Ally Hamis Ng'anzi

Personal information
- Full name: Ally Hamis Ng'anzi
- Date of birth: 3 September 2000 (age 25)
- Place of birth: Mwanza, Tanzania
- Height: 1.80 m (5 ft 11 in)
- Position: Midfielder

Team information
- Current team: Loudoun United
- Number: 6

Youth career
- 0000–2017: Alliance Academy SC

Senior career*
- Years: Team / Apps / (Gls)
- 2017–2018: Singida United
- 2018–2020: Vyškov / 1 / (0)
- 2019: → Minnesota United (loan) / 0 / (0)
- 2019: → Forward Madison (loan) / 3 / (0)
- 2020–: Loudoun United / 3 / (0)

International career^{‡}
- 2016–2017: Tanzania U17 / 8 / (0)
- 2018: Tanzania U20 / 3 / (0)

= Ally Hamis Ng'anzi =

Tanzanian footballer

Ally Hamis Ng'anzi (born 3 September 2000) is a Tanzanian footballer who plays as a midfielder for Loudoun United in the USL Championship.

==Club career==

===Youth and early career===
Ng'anzi was a member of the youth team Alliance Academy SC until December 2017, when he moved to Singida United in the Tanzanian Premier League.

===Vyškov===
In 2018, he moved to Czech third-division club Vyškov. Ng'anzi made his debut for Vyškov in Moravian–Silesian Football League on 10 November 2018, coming on as a substitute for the final 17 minutes of the match against Valašské Meziříčí, which finished as a 4–1 home win.

===Move to the United States===
On 4 March 2019, Ng'anzi joined Major League Soccer club Minnesota United FC on loan from Vyškov with an option to purchase. He was then immediately sub-loaned to Minnesota's affiliate Forward Madison FC for the club's inaugural season. Minnesota United declined his option at the end of the season.
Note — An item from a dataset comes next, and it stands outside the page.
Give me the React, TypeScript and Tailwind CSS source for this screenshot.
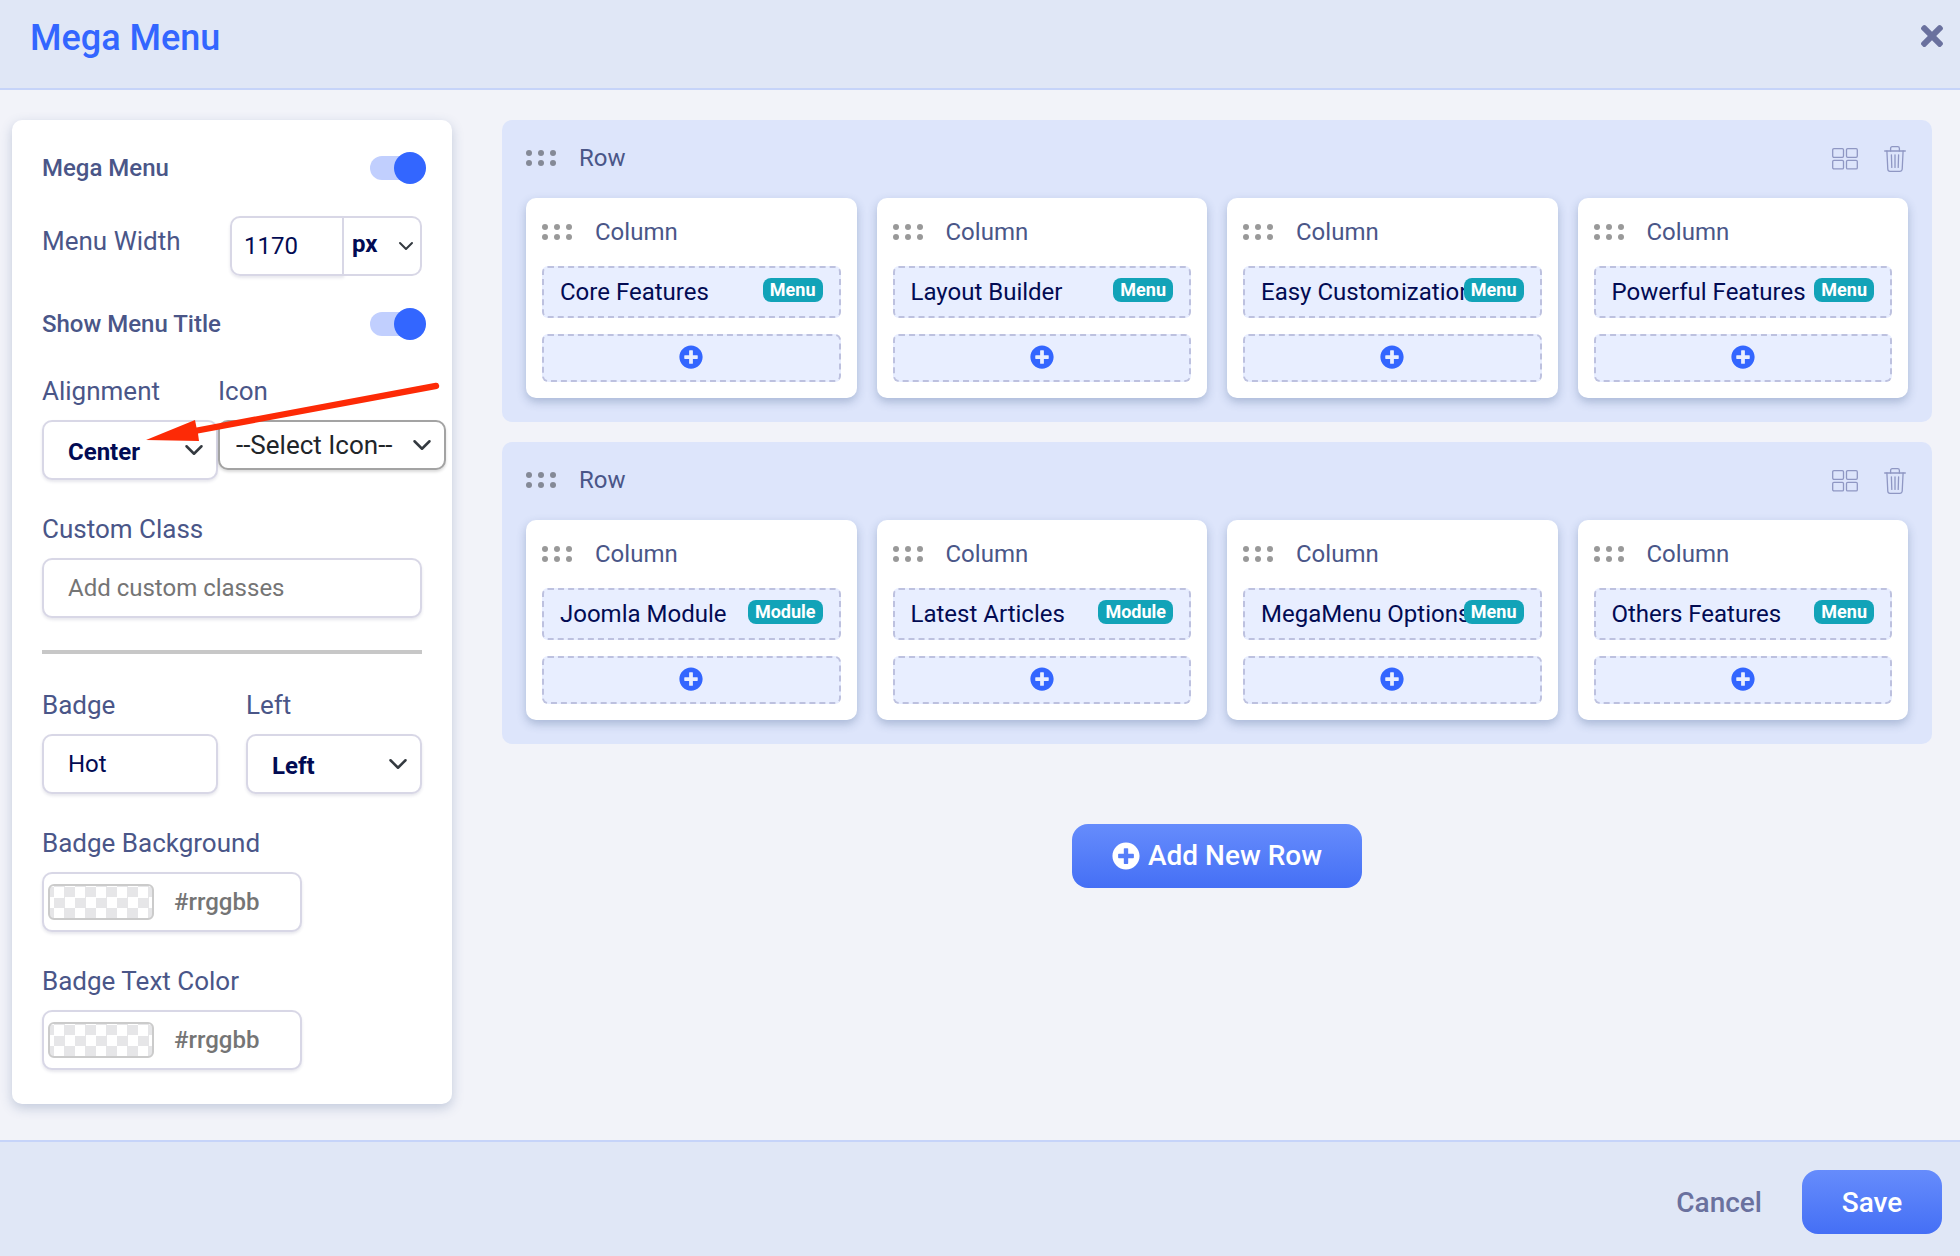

On 24 January 2020, Ng'anzi signed with USL Championship side Loudoun United.

==International career==
Ng'anzi was included in Tanzania's under-17 squad during 2017 Africa U-17 Cup of Nations qualification, helping the team qualify for the Africa U-17 Cup of Nations for first time. He was included in Tanzania's squad for the final tournament in Gabon. He appeared in all three of Tanzania's matches, with the team eliminated in the group stage of the tournament.

In 2018, Ng'anzi appeared for the under-20 team, making three appearances in 2019 Africa U-20 Cup of Nations qualification matches. He has also been called up to the under-23 national team.

==Personal life==
Ng'anzi was born in the Tanzanian city of Mwanza, though he grew up in Dar es Salaam.